福井県永平寺町長 河合 永充
平成18年2月に3町村が合併して18年が経過し、前回こちらに寄稿させていただいたのが平成21年度ですので、そこから数えましても15年が経過したことになります。
少し町のご紹介をしますと、現在の人口は17,800人、町名の由来にもなります曹洞宗大本山を抱く歴史を間近に感じられる町ながらも、福井大学医学部と福井県立大学も立地している学園都市でもあります。また、県都福井市の隣に位置し、北陸自動車道と中部縦貫自動車道の交差地点でもある県内交通の要衝でありながら、町内中央には県内最大の河川である九頭竜川も流れ、住宅街から少し離れますと里山や田園風景など美しい自然環境が広がり、さまざまな顔を見ることのできる町と思っています。
さて、3月16日の新幹線福井開業から5ヵ月が経過し、町への観光入込客数は大本山永平寺を中心に順調で、特に外国人観光入込客数は既にコロナ禍前の水準に戻すなど堅調に推移しています。このまま開業効果を持続できるように、デジタル観光マップ整備など多様な観光ニーズへの対応等さらなる環境整備の充実を進めているところです。
また、令和5年度金沢国税局酒類鑑評会では、福井税務署管内で町内3つの酒蔵が受賞を独占しました。今回の酒造期は猛暑・暖冬の影響もあり、酒米の品質が懸念されると伺っておりましたので、製造管理には例年以上にご苦労があったことと拝察しています。このような活発な取組を進める地元酒蔵を核とした永平寺テロワールを推進するため、酒米の生産技術向上による高品質化・ブランド化を地域の皆さまと一緒に進め、農村の地域活性化にも寄与できたらと考えています。このように人の交流が広がり、町の賑わいが増すのは実に喜ばしいことで、先ほど申し上げました人口減少が進むなかでは、地域経済の活性化に必要不可欠な要素だと考えています。
こうした分野以外にも、町内で行われている国内初のレベル4自動運転の新たな取組として、事業採算性のある運行モデル構築を関係者の皆さまと検討しています。国土交通省所管の「自動運転社会実装推進事業」の採択を受けましたので、自動運転車内で映像コンテンツを楽しめる新しい移動の在り方について実証できる環境づくりを進められると楽しみにしています。
交通に関連して、病院や買い物に向かうにも地方では車を使わないと移動に困難な距離の場合も多く、社会全体が高齢化するのに伴い、自家用車による移動を主としていた住民の方々が免許返納により思うように動けなくなり、新たな行政ニーズが生まれていると感じています。
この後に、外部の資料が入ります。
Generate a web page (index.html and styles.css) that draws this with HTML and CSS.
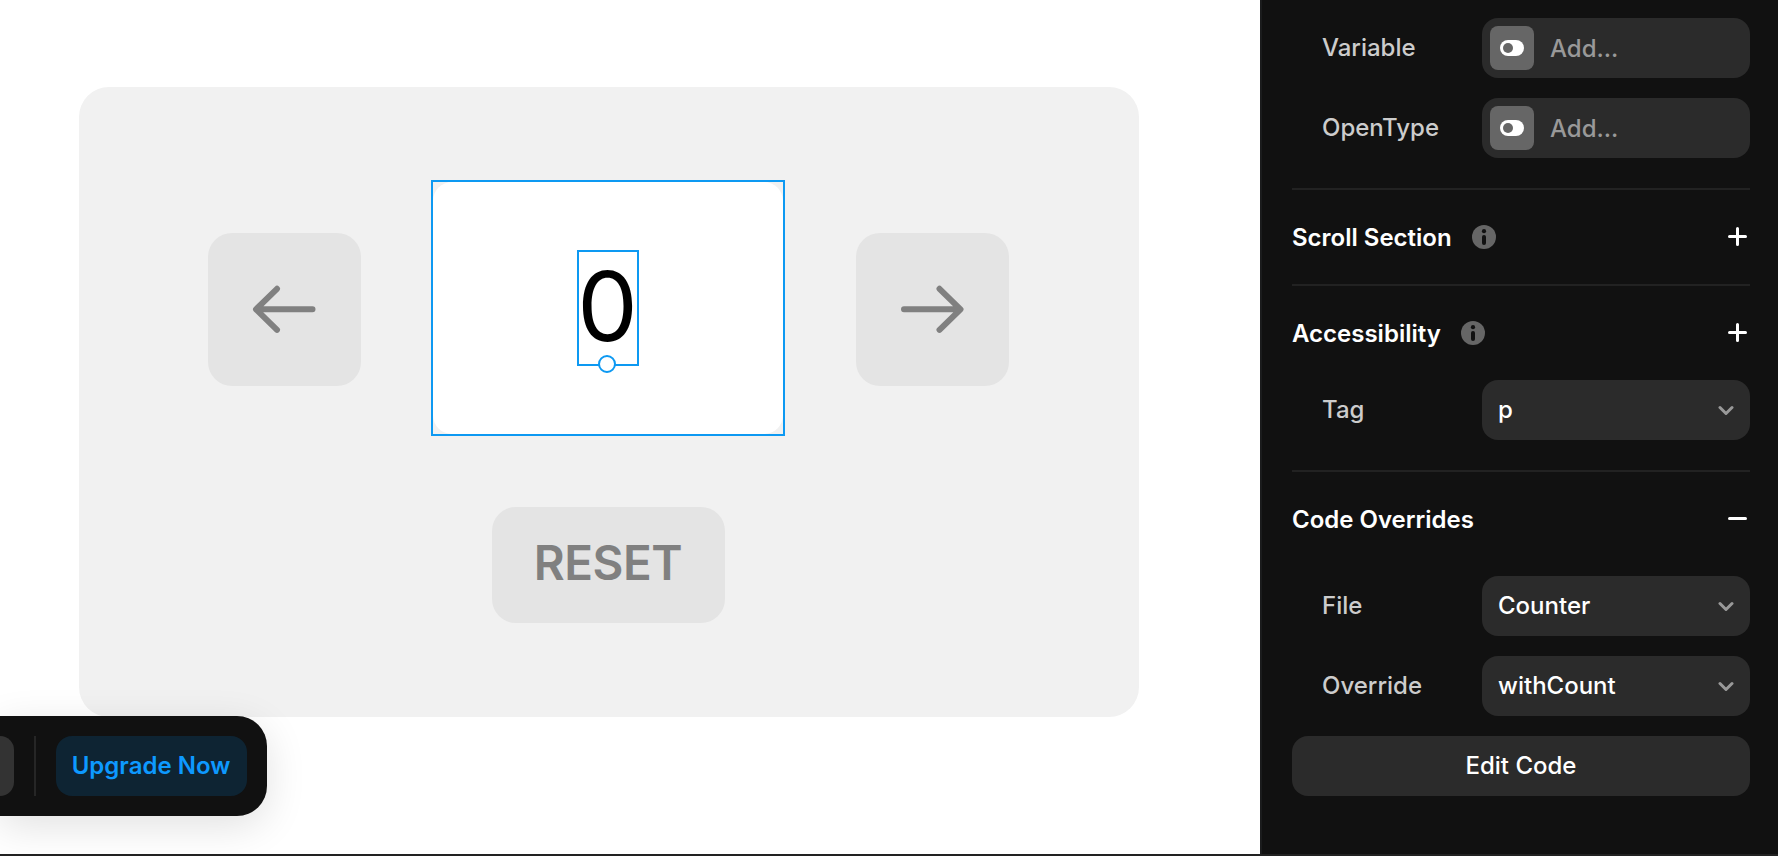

このような課題に対して、町では地域住民がドライバーを務めるデマンドタクシー(近助タクシー)の運行を進めており、既に一部地域の運行では利用される方々からご好評をいただいています。この取組が町内全体に広がるように、交通事業者の皆さまを始めとした関係者の皆さまと意見交換を重ねながら協議を進めていきます。
ほかにも、近年では高齢者の方々が住み慣れた場所で自分らしい暮らしを最後まで送れるよう、地域包括ケアシステムの一環として在宅訪問診療所を整備し、福井大学医学部の指定管理により患者様の病状や入院等の状況も踏まえた、きめ細かな医療の提供等の支援体制を始めております。先ほども申し上げました社会全体の高齢化は、医療・介護現場への影響も大きく、行政も可能な限り支援し続けていけたらとの思いでおります。
国、地方を含めた社会情勢の変化は想像を超える速さで進んでいます。これまで先人が築いてこられた豊かな自然と伝統文化が同居するこの町を大切に守り、時代や地勢に合った施策を進めていくには、従来のやり方に捉われることなく新たな発想と住民の未来のために失敗を恐れない果敢な判断が必要だと思います。すべての人が笑顔になるよう、そして人が集い、お互いを支え合うような町づくりのために今後も全力を尽くしてまいります。